Breaking the cross-talk between Fer-CD4 T cells and neutrophils boosted antitumor immunity and chemosensitivity. A, Tumor growth curves of wild-type or Cd4-Il1b^Δ MMTV-PyMT mice treated with PBS or ADM. B, Representative immunofluorescent images for TUNEL and CK in tumors with the indicated administrations. Scale bar, 50 μm. C, Representative flow cytometric plots for lipid peroxidation and CD71 expression of neutrophils from tumors of wild-type or Cd4-Il1b^Δ MMTV-PyMT mice with PBS or ADM treatment.

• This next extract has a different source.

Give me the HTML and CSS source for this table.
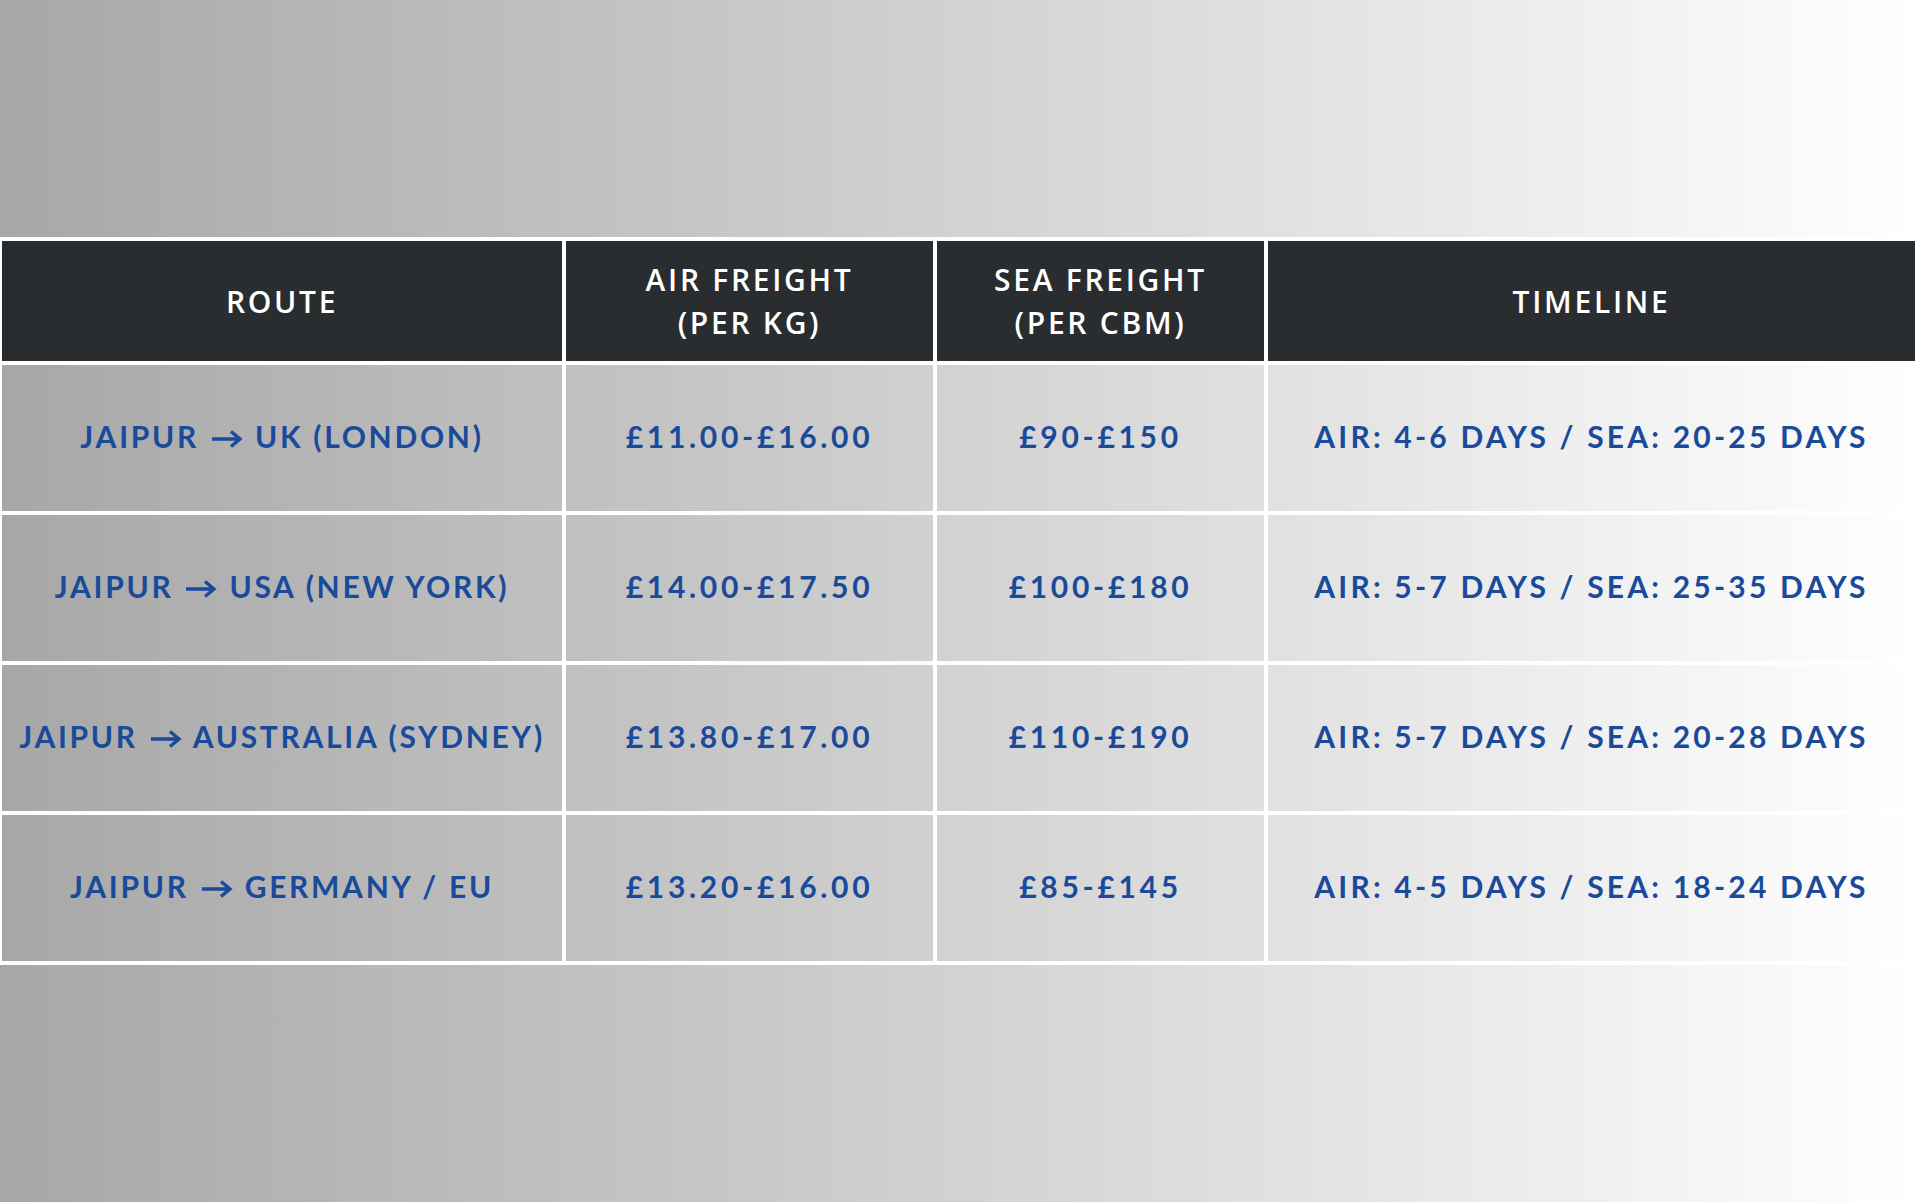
FILE: index.html
```html
<!DOCTYPE html>
<html lang="en">
<head>
<meta charset="utf-8">
<title>Freight Rates from Jaipur</title>
<link rel="stylesheet" href="styles.css">
</head>
<body>
<main class="page">
  <div class="rates">
    <div class="cell head"><span>ROUTE</span></div>
    <div class="cell head"><span>AIR FREIGHT<br>(PER KG)</span></div>
    <div class="cell head"><span>SEA FREIGHT<br>(PER CBM)</span></div>
    <div class="cell head"><span>TIMELINE</span></div>

    <div class="cell"><span>JAIPUR <svg class="arrow" viewBox="0 0 32 18"><path d="M1 9H29M20 1.5L29 9L20 16.5"/></svg> UK (LONDON)</span></div>
    <div class="cell price"><span>£11.00-£16.00</span></div>
    <div class="cell price"><span>£90-£150</span></div>
    <div class="cell time"><span>AIR: 4-6 DAYS / SEA: 20-25 DAYS</span></div>

    <div class="cell"><span>JAIPUR <svg class="arrow" viewBox="0 0 32 18"><path d="M1 9H29M20 1.5L29 9L20 16.5"/></svg> USA (NEW YORK)</span></div>
    <div class="cell price"><span>£14.00-£17.50</span></div>
    <div class="cell price"><span>£100-£180</span></div>
    <div class="cell time"><span>AIR: 5-7 DAYS / SEA: 25-35 DAYS</span></div>

    <div class="cell"><span>JAIPUR <svg class="arrow" viewBox="0 0 32 18"><path d="M1 9H29M20 1.5L29 9L20 16.5"/></svg> AUSTRALIA (SYDNEY)</span></div>
    <div class="cell price"><span>£13.80-£17.00</span></div>
    <div class="cell price"><span>£110-£190</span></div>
    <div class="cell time"><span>AIR: 5-7 DAYS / SEA: 20-28 DAYS</span></div>

    <div class="cell"><span>JAIPUR <svg class="arrow" viewBox="0 0 32 18"><path d="M1 9H29M20 1.5L29 9L20 16.5"/></svg> GERMANY / EU</span></div>
    <div class="cell price"><span>£13.20-£16.00</span></div>
    <div class="cell price"><span>£85-£145</span></div>
    <div class="cell time"><span>AIR: 4-5 DAYS / SEA: 18-24 DAYS</span></div>
  </div>
</main>
</body>
</html>
```

FILE: styles.css
```css
html, body {
  margin: 0;
  padding: 0;
}

body {
  width: 1920px;
  height: 1202px;
  overflow: hidden;
  background: linear-gradient(90deg, #a7a7a7 0%, #c9c9c9 40%, #e4e4e4 70%, #ffffff 100%);
  font-family: "Lato", "Open Sans", sans-serif;
}

.page {
  padding-top: 237px;
}

.rates {
  display: grid;
  grid-template-columns: 560px 367px 327px 647px;
  grid-template-rows: 120px repeat(4, 146px);
  gap: 4px;
  padding: 4px 3px 4px 2px;
  width: max-content;
  background: #ffffff;
}

.cell {
  display: flex;
  align-items: center;
  justify-content: center;
  padding-bottom: 5px;
  text-align: center;
  background-image: linear-gradient(90deg, #a7a7a7 0%, #c9c9c9 40%, #e4e4e4 70%, #ffffff 100%);
  background-attachment: fixed;
  color: #1a4a9a;
  font-size: 30px;
  font-weight: 700;
  letter-spacing: 2.7px;
  white-space: nowrap;
}

.cell.price {
  letter-spacing: 3.7px;
}

.cell.time {
  letter-spacing: 3.2px;
}

.cell.head {
  padding-bottom: 0;
  background: #2a2d30;
  color: #ffffff;
  font-family: "Open Sans", "Lato", sans-serif;
  font-size: 30px;
  font-weight: 600;
  line-height: 43px;
  letter-spacing: 2.7px;
}

.arrow {
  width: 32px;
  height: 18px;
  margin: 0 2px;
  fill: none;
  stroke: #1a4a9a;
  stroke-width: 3.4;
  stroke-linecap: butt;
  stroke-linejoin: miter;
}
```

D, Representative flow cytometric plots for granzyme B and perforin production of CD8⁺ T cells isolated from tumors of wild-type or Cd4-Il1b^Δ MMTV-PyMT mice with PBS or ADM treatment. E, Representative immunofluorescent images for CD8 and granzyme B in tumors with the indicated administrations. Arrows, CD8⁺ granzyme B⁺ cells. Scale bar, 50 μm. F, Tumor growth curves of wild-type or Mrp8-Il1r1^Δ MMTV-PyMT mice treated with ADM or PBS. G, Lipid peroxidation of neutrophils, perforin, and granzyme B production of CD8 TILs of wild-type or Mrp8-Il1r1^Δ MMTV-PyMT mice treated with ADM or PBS by flow cytometry. Results are represented as mean ± SD of n = 5 mice per group (A–G). *, P < 0.05; **, P < 0.01; ***, P < 0.001 by two-sided one-way ANOVA with Tukey test (A, D, F, and G). Quantification is shown in Supplementary Fig. S8 (B–E).